Senza il lavoro di questi due centrocampisti, sarebbe impossibile dare la libertà agli esterni di aggredire i terzini avversari, soprattutto di quelle squadre che giocano a 4. Quelle che invece giocano con la difesa a 3, sono costrette a sacrificare gli esterni alti e, soprattutto, le mezze ali, ma il problema sta negli interpreti, visto che di Barella e Mkhitaryan non ce ne sono tantissimi.
In più di un'occasione avrete notato i ripieghi difensivi di questi due giocatori, veri polmoni del centrocampo interista, caratteristica che è insita anche in un giocatore dai piedi dorati come Calhanoglu, ma con minore rilevanza.
Certo è che ci sarà un momento della stagione durante il quale Inzaghi dovrà fare a meno di Barella e Mkhitaryan, soprattutto alla luce del fatto che quando ci sarà da giocare le partite decisive, come quelle del passaggio del turno in Champions League, piuttosto che gli scontri diretti in campionato nel Girone di Ritorno, avere due giocatori di questo tipo senza le energie necessarie a ricoprire quel ruolo, sarebbe un problema di non poco conto per Inzaghi.

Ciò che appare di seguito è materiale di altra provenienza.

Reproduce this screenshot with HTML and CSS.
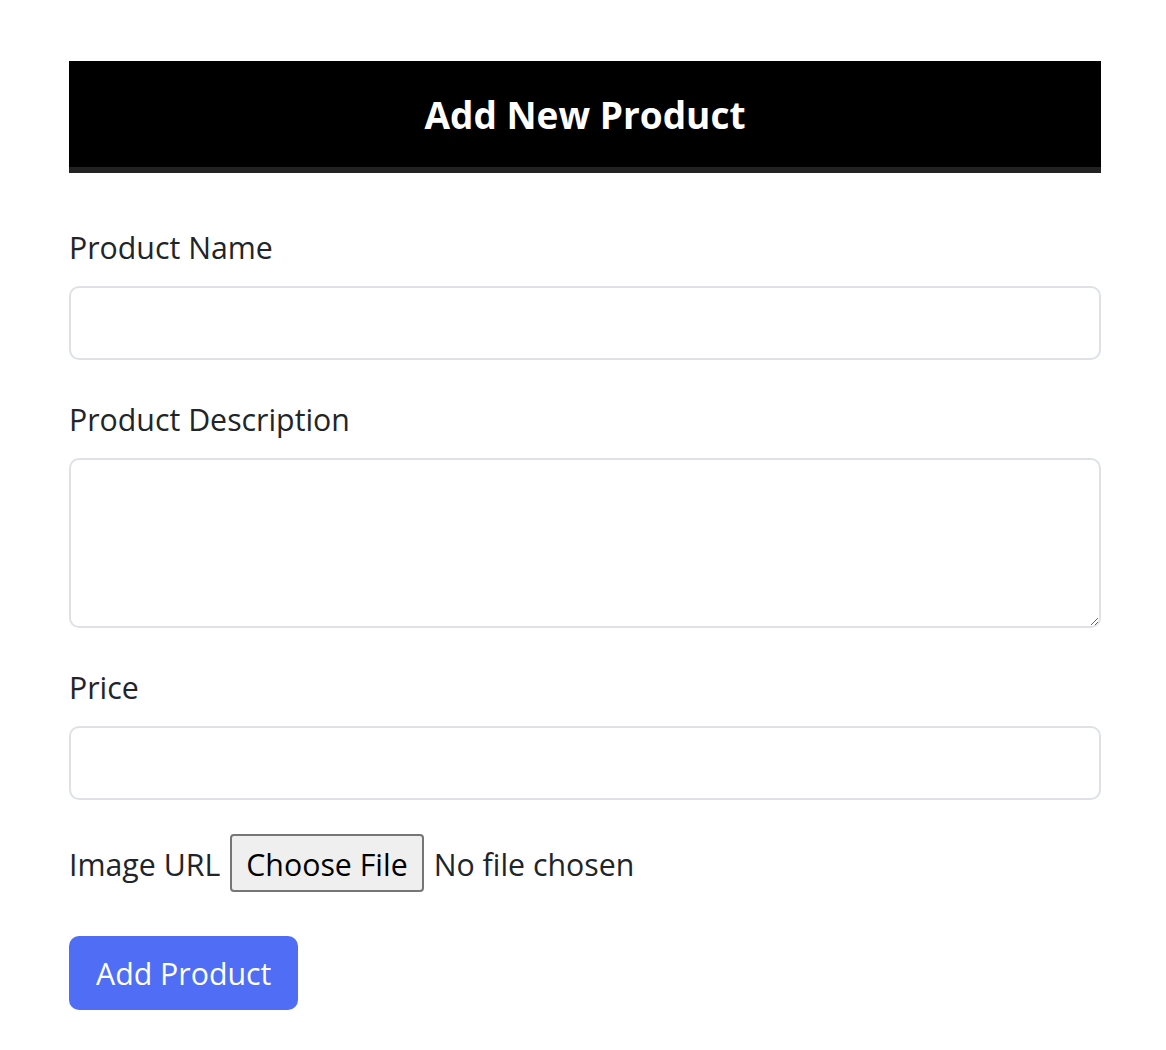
FILE: index.html
```html
<!DOCTYPE html>
<html>
<head>
<meta charset="utf-8">
<title>Add New Product</title>
<link rel="stylesheet" href="styles.css">
</head>
<body>
<div class="page">
  <header class="banner">
    <h2 class="banner-title">Add New Product</h2>
  </header>
  <form class="product-form">
    <div class="field">
      <label class="field-label" for="name">Product Name</label>
      <input class="field-input" id="name" type="text">
    </div>
    <div class="field">
      <label class="field-label" for="desc">Product Description</label>
      <textarea class="field-input field-area" id="desc"></textarea>
    </div>
    <div class="field">
      <label class="field-label" for="price">Price</label>
      <input class="field-input" id="price" type="text">
    </div>
    <div class="file-row">
      <label class="file-label" for="img">Image URL</label>
      <input class="file-input" id="img" type="file">
    </div>
    <button class="submit-btn" type="button">Add Product</button>
  </form>
</div>
</body>
</html>
```

FILE: styles.css
```css
html, body {
  margin: 0;
  padding: 0;
  background: #fff;
}
body {
  font-family: "Open Sans", "Noto Sans", sans-serif;
  color: #212529;
}
.page {
  padding: 61px 65px 0 69px;
}
.banner {
  height: 106px;
  background: #000;
  border-bottom: 6px solid #222;
  display: flex;
  align-items: center;
  justify-content: center;
}
.banner-title {
  margin: 0;
  color: #fff;
  font-size: 37px;
  font-weight: 700;
  line-height: 1;
}
.product-form {
  padding-top: 53px;
}
.field {
  display: flex;
  flex-direction: column;
  margin-bottom: 38px;
}
.field-label {
  font-size: 30.3px;
  line-height: 44px;
  margin-bottom: 16px;
}
.field-input {
  box-sizing: border-box;
  height: 74px;
  border: 2px solid #dee2e6;
  border-radius: 10px;
  font: inherit;
  font-size: 30px;
  padding: 8px 20px;
  background: #fff;
}
.field-area {
  height: 170px;
  resize: vertical;
}
.file-row {
  display: flex;
  align-items: center;
  gap: 10px;
  margin-top: -4px;
  height: 58px;
}
.file-label {
  font-size: 30.3px;
  line-height: 58px;
  padding-top: 4px;
}
.file-input {
  font-family: "Open Sans", "Noto Sans", sans-serif;
  font-size: 30.3px;
  line-height: 58px;
  height: 58px;
  padding: 0;
  color: #212529;
}
.file-input::file-selector-button {
  font: inherit;
  height: 58px;
  padding: 0 14px;
  margin-right: 10px;
  background: #efefef;
  border: 2px solid #767676;
  border-radius: 4px;
  color: #000;
}
.submit-btn {
  display: block;
  margin-top: 44px;
  height: 74px;
  padding: 0 27px;
  border: none;
  border-radius: 10px;
  background: #4f6ef5;
  color: #fff;
  font-family: "Open Sans", "Noto Sans", sans-serif;
  font-size: 30.3px;
}
```
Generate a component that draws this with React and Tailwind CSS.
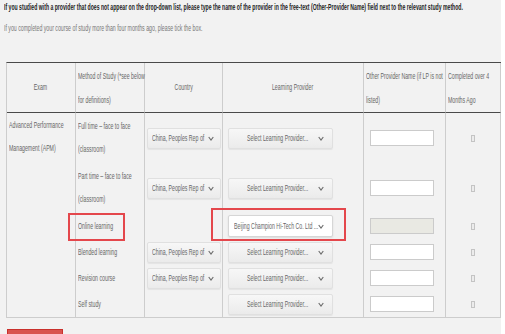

Peraltro, pur essendo quella dell'inter una rosa decisamente attrezzata, viene difficile pensare che i giocatori che partono più frequentemente dalla panchina, possano fare lo stesso tipo di lavoro.
Nella partita di Torino, Inzaghi ha tolto l'ex centrocampista del Cagliari, ammonito, per mettere Frattesi, ma il cambio è stato fatto per ragioni che esulano dalla normale gestione di una partita di campionato.
In quel frangente l'Inter doveva potenziare la fase offensiva nel momento di massimo sforzo per cambiare il risultato che in quel momento era ancora fermo sullo 0-0 e, sarà certamente un caso, il vantaggio è giunto poco dopo.
La possibilità di cambiare i protagonisti della partita e aggiungere qualità, oppure muscoli, a seconda dell'occorrenza, è un punto a favore di una squadra che sembra costruita per esaltare un'alchimia che poco ha a che vedere coi solisti, seppur presenti in quantità, a partire dal Capitano Lautaro Martinez.
Se tutto questo lavoro porterà a risultati concreti, è ancora presto per dirlo, intanto Inzaghi si gode il primo posto e i tifosi sognano.